Both of theses estimates are intuitive, however, since they both are biased
Elfadaly, Garthwaite, and Crawford (2016) recommend using other estimators, based
on the needs of the analysis. One of which is based on the a modified confidence
interval for Mahalanobis distance and two are based on quadrature polynomial approximation of
the \(\chi^2\) distribution.
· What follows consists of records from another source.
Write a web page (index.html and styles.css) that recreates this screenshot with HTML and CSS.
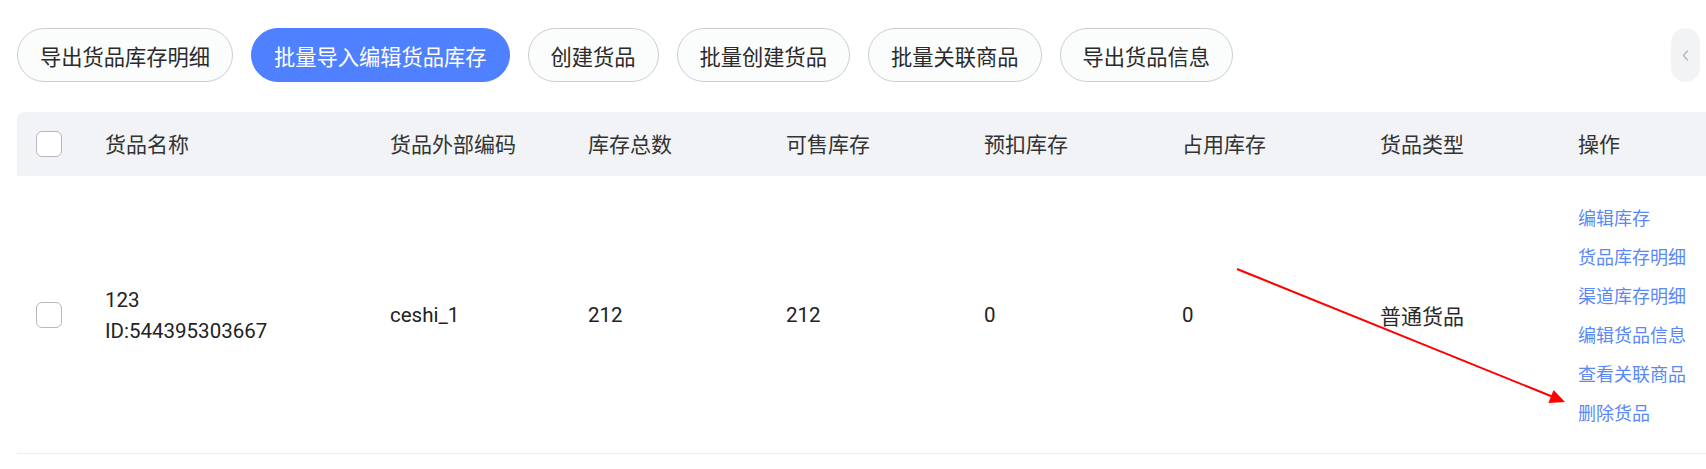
FILE: index.html
```html
<!DOCTYPE html>
<html lang="zh-CN">
<head>
<meta charset="utf-8">
<title>货品库存</title>
<link rel="stylesheet" href="styles.css">
</head>
<body>
<div class="page">
  <div class="toolbar">
    <button class="btn">导出货品库存明细</button>
    <button class="btn primary">批量导入编辑货品库存</button>
    <button class="btn">创建货品</button>
    <button class="btn">批量创建货品</button>
    <button class="btn">批量关联商品</button>
    <button class="btn">导出货品信息</button>
    <div class="scroll-pill">
      <svg width="7" height="11" viewBox="0 0 7 11"><path d="M5.5 1 L1.5 5.5 L5.5 10" fill="none" stroke="#b3b4bb" stroke-width="1.3" stroke-linecap="round" stroke-linejoin="round"/></svg>
    </div>
  </div>

  <div class="table">
    <div class="thead">
      <div class="cell check-cell"><span class="checkbox"></span></div>
      <div class="cell">货品名称</div>
      <div class="cell">货品外部编码</div>
      <div class="cell">库存总数</div>
      <div class="cell">可售库存</div>
      <div class="cell">预扣库存</div>
      <div class="cell">占用库存</div>
      <div class="cell">货品类型</div>
      <div class="cell">操作</div>
    </div>
    <div class="row">
      <div class="cell check-cell"><span class="checkbox"></span></div>
      <div class="cell name-cell">
        <span>123</span>
        <span>ID:544395303667</span>
      </div>
      <div class="cell">ceshi_1</div>
      <div class="cell">212</div>
      <div class="cell">212</div>
      <div class="cell">0</div>
      <div class="cell">0</div>
      <div class="cell type-cell">普通货品</div>
      <div class="cell actions">
        <a>编辑库存</a>
        <a>货品库存明细</a>
        <a>渠道库存明细</a>
        <a>编辑货品信息</a>
        <a>查看关联商品</a>
        <a>删除货品</a>
      </div>
    </div>
  </div>
</div>

<svg class="annotation" width="1706" height="469" viewBox="0 0 1706 469">
  <line x1="1237" y1="269" x2="1552" y2="396.5" stroke="#ff0000" stroke-width="2"/>
  <polygon points="1565,402 1548.4,402.9 1553.6,389.9" fill="#ff0000"/>
</svg>
</body>
</html>
```

FILE: styles.css
```css
html, body {
  margin: 0;
  padding: 0;
  background: #ffffff;
}

body {
  position: relative;
  width: 1706px;
  height: 469px;
  overflow: hidden;
  font-family: Roboto, "Noto Sans CJK SC", sans-serif;
  color: #222222;
}

.page {
  padding: 28px 6px 0 17px;
}

/* top action bar */
.toolbar {
  display: flex;
  align-items: center;
  gap: 18px;
  height: 54px;
}

.btn {
  display: inline-flex;
  align-items: center;
  height: 54px;
  padding: 0 22px;
  border: 1px solid #cdced5;
  border-radius: 27px;
  background: #fbfcfc;
  color: #2a2a2a;
  font-family: "Noto Sans CJK SC", sans-serif;
  font-size: 21.25px;
  white-space: nowrap;
  cursor: pointer;
}

.btn.primary {
  background: #4f80ff;
  border-color: #4f80ff;
  color: #ffffff;
}

.scroll-pill {
  margin-left: auto;
  width: 29px;
  height: 54px;
  border-radius: 15px;
  background: #f2f3f5;
  display: flex;
  align-items: center;
  justify-content: center;
}

/* goods table */
.table {
  margin-top: 30px;
  margin-right: -6px;
  overflow: hidden;
}

.thead,
.row {
  display: grid;
  grid-template-columns: 88px 285px 198px 198px 198px 198px 198px 198px 1fr;
  align-items: center;
}

.thead {
  height: 64px;
  background: #f2f3f6;
  border-top-left-radius: 8px;
  font-family: "Noto Sans CJK SC", sans-serif;
  font-size: 21px;
  color: #333333;
}

.thead .cell {
  padding-bottom: 3px;
}

.thead .check-cell {
  padding-bottom: 0;
}

.row {
  height: 277px;
  border-bottom: 1px solid #ebedf0;
  font-size: 20.5px;
  color: #222222;
}

.cell {
  white-space: nowrap;
}

.type-cell {
  font-size: 21px;
  color: #2a2a2a;
}

.check-cell {
  display: flex;
  align-items: center;
  padding-left: 19px;
}

.checkbox {
  display: block;
  width: 24px;
  height: 24px;
  border: 1px solid #b6b7c1;
  border-radius: 6px;
  background: #ffffff;
}

.name-cell {
  display: flex;
  flex-direction: column;
  line-height: 31px;
  padding-top: 2px;
}

.actions {
  display: flex;
  flex-direction: column;
  font-family: "Noto Sans CJK SC", sans-serif;
  font-size: 18px;
  line-height: 39px;
}

.actions a {
  color: #5a88f8;
  cursor: pointer;
}

/* red pointer drawn over the page */
.annotation {
  position: absolute;
  left: 0;
  top: 0;
  pointer-events: none;
}
```
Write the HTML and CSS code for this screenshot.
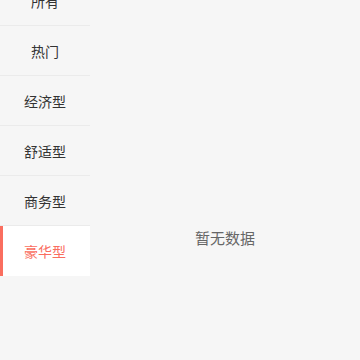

In Section 2.5.1 I describe two estimators
based on confidence intervals of \(\delta\) which are both implemented in singcar
along with \(\hat{p}_F\) and \(\hat{p}_{\chi^2}\).
Reiser (2001) suggested a method to construct confidence intervals on \(\delta^2\). Using this method Elfadaly, Garthwaite, and Crawford (2016) propose a way to construct confidence intervals on \(p\) as well. We have: \[ F_0 = \frac{n\nu_2}{(n-1)\nu_1}\lambda_0 \sim F_{\nu_1, \nu_2}(n\lambda), \] that is, the sample statistic \(F_0\) has a non-central \(F\) distribution on \(\nu_1\) and \(\nu_2\) degrees of freedom and non-centrality parameter \(n\lambda\). We call the value of \(n\lambda\), where \(F_0\) is the \(\alpha\)-quantile of this distribution, \(L_{\alpha}\). We can construct the lower and upper boundaries of a confidence interval for \(p\) using the CDF for the \(\chi^2\)-distribution on \(\nu_1\) degrees of freedom, denoted \(G(.)\), as such: \[\begin{equation} \left[1-G\left(\frac{L_{\alpha/2}}{n}\right), \ 1-G\left(\frac{L_{1-\alpha/2}}{n}\right)\right]. \tag{2.16} \end{equation}\]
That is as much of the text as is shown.